In January 1992, IRA East Tyrone Brigade members killed eight building workers with a landmine at Teebane near Omagh. The men were working to re-build British Army bases damaged by IRA bombs. The men were all Protestants and this was widely percieved as a sectarian attack (O'Brien, Long War p219-220).

Another four young IRA volunteers were killed in February 1992. The four, Peter Clancy, Kevin Barry O'Donnell, Sean O'Farrell and Patrick Vincent, were killed at Clonoe after an attack on the RUC station in Coalisland. Whereas the previous ambushes had been the well planned killings of experienced IRA members, the Clonoe killings owed much to the in-experience of the IRA men in question. They had mounted a heavy DHSK machine gun on the back of a stolen lorry, driven to the RUC/British Army station and opened fire with tracer ammunition at the fortified base. they then drove past the house of Tony Dorris, the IRA man killed the previous year, where they fired more shots in the air and were heard to shout, "Up the RA, thats for Tony Dorris". This gave ample time for the British Army to respond. The IRA men were intercepted by the British Army as they were trying to dump the lorry and escape in cars in the car park of Clonoe Roman Catholic Church. Two IRA men got away drom the scene, but the four named above were killed. One witness has said that some of the men were wounded and tried to surrender but were then killed by British soldiers(O'Brien The Long War p232-233).
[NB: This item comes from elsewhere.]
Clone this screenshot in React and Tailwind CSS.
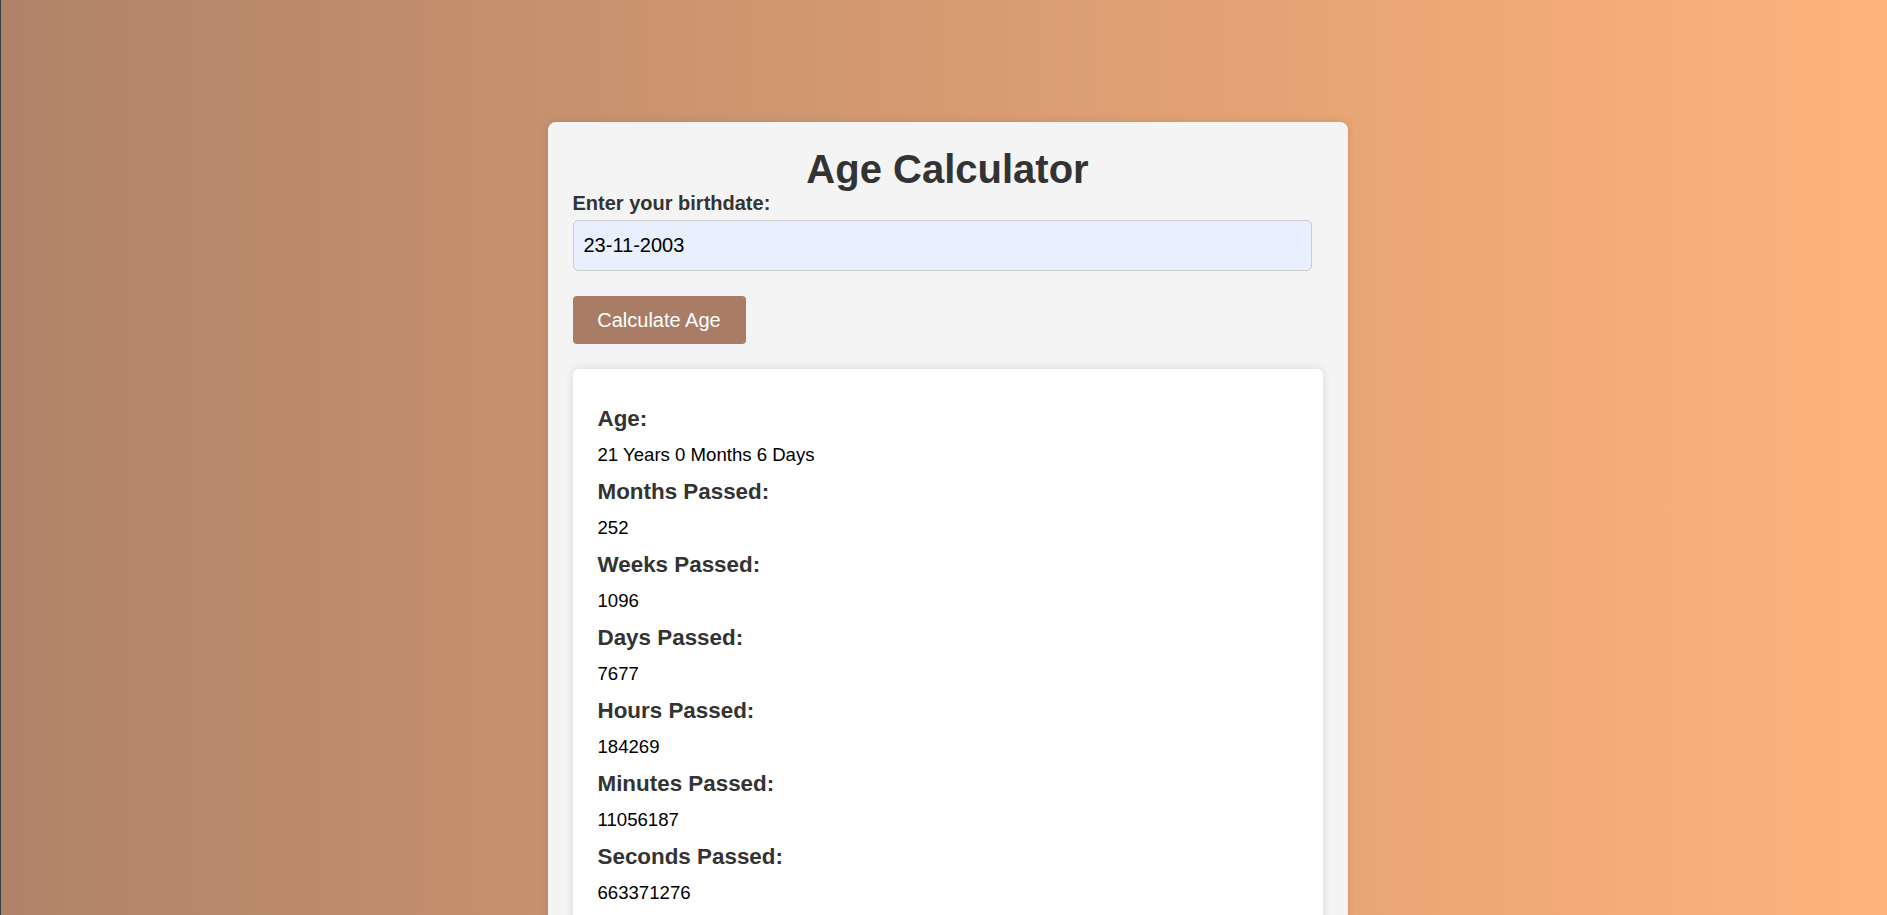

In addition the IRA in Tyrone was the victim of an assassination campaign carried out by the loyalist paramilitaries the UVF. The UVF killed 40 people in east Tyrone between 1988 and 1994. Of these, almost all were Catholic civilians with no paramilitary connections, but six of their victims were IRA members. Three of them were killed in a pub in Cappagh in March 1991. The IRA responded by killing senior UVF man Leslie Dallas (Moloney Secret History page 322).